The reliability on them has gone up, but if you just put 4TB on a drive with no back up you are a fool!

2 Likes

Sweet!

I'd prefer to get a 2TB but after this drive, I'm out of SATA ports on my motherboard, and I know I'm gonna need the space.

Unless there are other ways of adding SATA ports or drives then I'm going to get the 4.

I have read about using PCI cards, but that presents another problem as I only have one (used) PCI Express slot.

I wish I had more money, because then I'd just replace the lot!

Backups are always wise whatever you do...Everyone learns that the hardway!

I right now just splitted my server in 3 HDD of 2TB and in partitions of 1TB.
But good to know reliability gone up. I still hear Bill Gates saying 20 mb is most we ever need....

If you need that much storage you might want to upgrade the older drives to larger capacities, obviously when you can spare the cash.

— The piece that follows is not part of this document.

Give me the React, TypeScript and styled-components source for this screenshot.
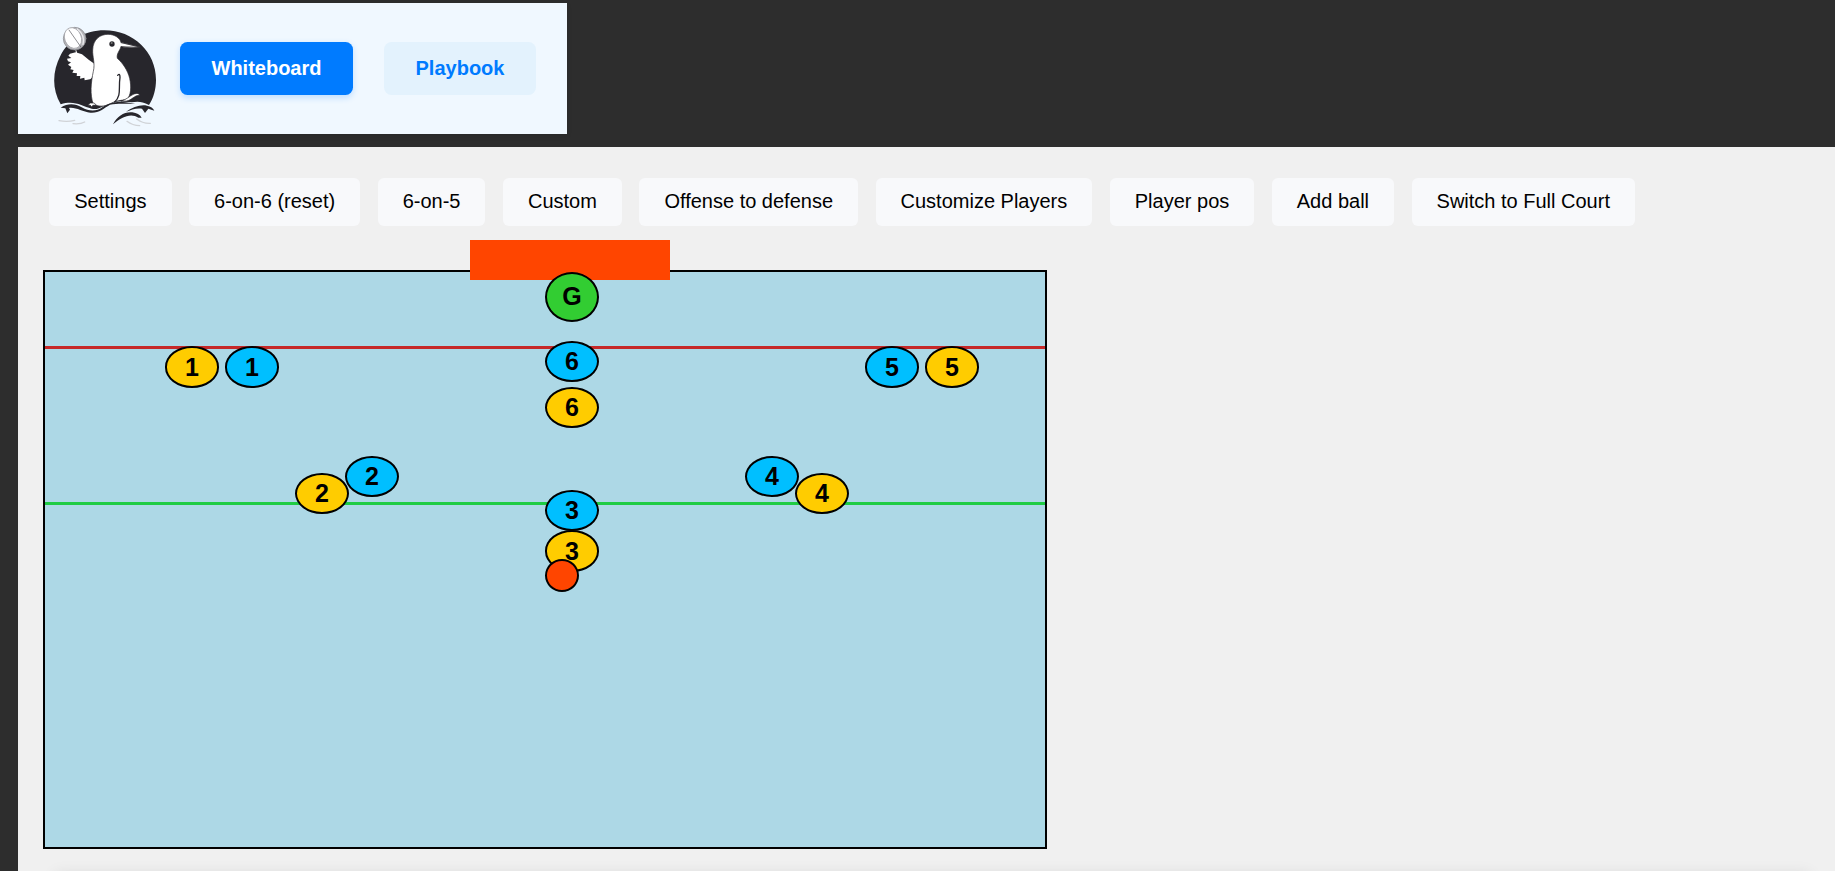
import React from "react";
import styled, { createGlobalStyle } from "styled-components";

const GlobalStyle = createGlobalStyle`
  *, *::before, *::after { box-sizing: border-box; }
  body {
    margin: 0;
    background: #2d2d2d;
    font-family: Arial, "Liberation Sans", sans-serif;
    color: #000;
  }
`;

const Page = styled.div`
  height: 871px;
  overflow: hidden;
  padding: 3px 0 0 18px;
`;

const Header = styled.header`
  display: flex;
  align-items: flex-start;
  width: 549px;
  height: 131px;
  padding-left: 22px;
  background: #f0f8ff;
  box-shadow: 0 2px 5px rgba(0, 0, 0, 0.1);
`;

const Logo = styled.svg`
  width: 130px;
  height: 120px;
  margin-top: 12px;
  flex: none;
`;

const Tabs = styled.nav`
  display: flex;
  gap: 31px;
  margin: 39px 0 0 10px;
`;

const Tab = styled.button<{ $active?: boolean; $width: number }>`
  width: ${(p) => p.$width}px;
  height: 53px;
  padding: 0;
  border: 0;
  border-radius: 7.5px;
  font: bold 20px Arial, "Liberation Sans", sans-serif;
  color: ${(p) => (p.$active ? "#fff" : "#007bff")};
  background: ${(p) => (p.$active ? "#007bff" : "#e3f2fd")};
  box-shadow: ${(p) => (p.$active ? "0 2.5px 6px rgba(0, 123, 255, 0.2)" : "none")};
`;

const Panel = styled.main`
  height: 724px;
  margin-top: 13px;
  padding: 31px 0 0 25px;
  background: #f0f0f0;
`;

const Toolbar = styled.div`
  display: flex;
  gap: 17.5px;
  padding-left: 6.25px;
`;

const ToolButton = styled.button`
  height: 48px;
  padding: 0 25px 2px;
  border: 0;
  border-radius: 6px;
  background: #f8f9fb;
  color: #000;
  white-space: nowrap;
  font: 20px Arial, "Liberation Sans", sans-serif;
`;

const Court = styled.section`
  position: relative;
  width: 1004px;
  height: 579px;
  margin-top: 44px;
  border: 2px solid #000;
  background: #add8e6;
`;

const Goal = styled.div`
  position: absolute;
  left: 425px;
  top: -32px;
  width: 200px;
  height: 40px;
  background: #ff4500;
`;

const CourtLine = styled.div<{ $y: number; $color: string }>`
  position: absolute;
  left: 0;
  right: 0;
  top: ${(p) => p.$y}px;
  height: 3px;
  background: ${(p) => p.$color};
`;

const teamColors = { gold: "#ffcc00", blue: "#00bfff", keeper: "#32cd32" };

const Player = styled.div<{ $x: number; $y: number; $team: keyof typeof teamColors }>`
  position: absolute;
  left: ${(p) => p.$x}px;
  top: ${(p) => p.$y}px;
  display: flex;
  align-items: center;
  justify-content: center;
  width: 54px;
  height: ${(p) => (p.$team === "keeper" ? 50 : 41.25)}px;
  padding-bottom: 1px;
  border: 2px solid #000;
  border-radius: 50%;
  background: ${(p) => teamColors[p.$team]};
  font-size: 25px;
  font-weight: bold;
  line-height: 28px;
`;

const Ball = styled.div`
  position: absolute;
  left: 500px;
  top: 287px;
  width: 34px;
  height: 33px;
  border: 2px solid #000;
  border-radius: 50%;
  background: #ff4500;
`;

const NotesCard = styled.div`
  height: 60px;
  margin: 25px 25px 0 12px;
  background: #fff;
  box-shadow: 0 0 14px rgba(0, 0, 0, 0.1);
`;

const tools = [
  "Settings",
  "6-on-6 (reset)",
  "6-on-5",
  "Custom",
  "Offense to defense",
  "Customize Players",
  "Player pos",
  "Add ball",
  "Switch to Full Court",
];

const players: { x: number; y: number; team: keyof typeof teamColors; label: string }[] = [
  { x: 120, y: 74.45, team: "gold", label: "1" },
  { x: 250, y: 201, team: "gold", label: "2" },
  { x: 500, y: 258.45, team: "gold", label: "3" },
  { x: 750, y: 201, team: "gold", label: "4" },
  { x: 880, y: 74.45, team: "gold", label: "5" },
  { x: 500, y: 115, team: "gold", label: "6" },
  { x: 180, y: 74.45, team: "blue", label: "1" },
  { x: 300, y: 184, team: "blue", label: "2" },
  { x: 500, y: 218, team: "blue", label: "3" },
  { x: 700, y: 184, team: "blue", label: "4" },
  { x: 820, y: 74.45, team: "blue", label: "5" },
  { x: 500, y: 69, team: "blue", label: "6" },
  { x: 500, y: -0.2, team: "keeper", label: "G" },
];

function PenguinLogo() {
  return (
    <Logo viewBox="0 0 390 360" fill="none" strokeLinecap="round" strokeLinejoin="round">
      <path
        fill="#27262c"
        d="M62 268C36 223 36 171 62 121C85 75 136 46 193 46C281 46 348 112 348 194C348 222 341 249 327 270C305 258 290 260 275 262C245 258 225 258 205 264C190 273 175 286 155 281C125 274 105 255 62 268Z"
      />
      <path
        fill="#fff"
        d="M164 147L147 135L126 118L107 112L90 116L85 122L94 129L81 131L84 139L93 142L84 149L94 156L91 163L101 165L97 173L111 175L110 183L121 183L120 191L133 188L134 196L150 193C159 188 161 178 164 165Z"
      />
      <path
        fill="#fff"
        stroke="#27262c"
        strokeWidth="2"
        d="M160 268C149 239 153 202 160 169C166 145 157 125 158 105C159 72 181 58 204 58C225 58 240 70 243 82L304 97C284 99 262 99 243 95C239 108 229 116 232 130C249 145 263 166 269 190C275 218 272 240 262 253C241 257 228 256 211 266C193 276 174 275 160 268Z"
      />
      <path stroke="#27262c" strokeWidth="4" d="M233 181Q240 173 240 187C235 220 245 242 224 261" />
      <path stroke="#27262c" strokeWidth="2" d="M243 83L304 97L243 95" />
      <circle cx="216" cy="87" r="8" fill="#27262c" />
      <circle cx="215" cy="84" r="3" fill="#777" />
      <path
        fill="#fff"
        stroke="#27262c"
        strokeWidth="2"
        d="M244 258C260 254 268 243 282 237Q297 232 299 241C283 240 276 256 260 258Z"
      />
      <path fill="#27262c" d="M62 278C85 263 106 266 125 277C148 290 169 290 187 277C206 262 232 259 257 262L286 266C258 267 233 264 210 269C189 281 177 295 151 293C127 291 108 276 87 279L90 284L82 295L76 280Z" />
      <path fill="#fff" stroke="#27262c" strokeWidth="2" d="M143 271L151 264L162 264L169 270L159 271L155 275L151 271Z" />
      <path fill="#27262c" d="M258 290C279 276 301 268 321 272Q338 275 343 287L325 281L315 294L306 281C289 278 273 285 258 290Z" />
      <path fill="#27262c" d="M219 328C231 303 255 289 277 292Q297 295 305 308L295 308C272 293 245 306 219 328Z" />
      <path stroke="#d0d3d7" strokeWidth="4" d="M57 317Q82 322 104 316M99 326Q122 328 134 321M261 319Q278 332 299 332M290 312Q308 326 331 325" />
      <circle cx="104" cy="71" r="34" fill="#b4b4b8" stroke="#85858a" strokeWidth="2" />
      <ellipse cx="99" cy="69" rx="25" ry="32" transform="rotate(-22 99 69)" fill="#fff" stroke="#9b9ba0" strokeWidth="2" />
      <path stroke="#ececef" strokeWidth="4" d="M112 42Q136 61 129 88" />
      <path stroke="#55555a" strokeWidth="2" d="M87 45L122 95" />
      <path stroke="#fff" strokeWidth="3" d="M108 107L110 115" />
    </Logo>
  );
}

export default function App() {
  return (
    <>
      <GlobalStyle />
      <Page>
        <Header>
          <PenguinLogo />
          <Tabs>
            <Tab $active $width={173}>Whiteboard</Tab>
            <Tab $width={152}>Playbook</Tab>
          </Tabs>
        </Header>
        <Panel>
          <Toolbar>
            {tools.map((tool) => (
              <ToolButton key={tool}>{tool}</ToolButton>
            ))}
          </Toolbar>
          <Court>
            <Goal />
            <CourtLine $y={74} $color="#c62828" />
            <CourtLine $y={230} $color="#1fcc44" />
            {players.map((p) => (
              <Player key={p.team + p.label} $x={p.x} $y={p.y} $team={p.team}>
                {p.label}
              </Player>
            ))}
            <Ball />
          </Court>
          <NotesCard />
        </Panel>
      </Page>
    </>
  );
}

20mb is fine...for CPU cache

hehe yeah but he said that i think in 93 with the rise of 3.11....
but to be honest i probably installed way too much games from floppy swapping.

It seems that leaders of technology never quite see the needs of consumer in the long run. They tend to not see the value of expanded storage, more bandwidth, higher resolution, etc... but hopefully consumers keep demanding MOAR!

I find it scary. I know that if 10 MB of data is leaked from a network its huge....Let alone say 10GB of user names and addressees.....

but nvm >< going off topic.....

1 Like

What format and partition table you use won't affect how other devices see it on the network. Samba works on top of the file system so as long as the devices have smb they will be able to read and write to the share.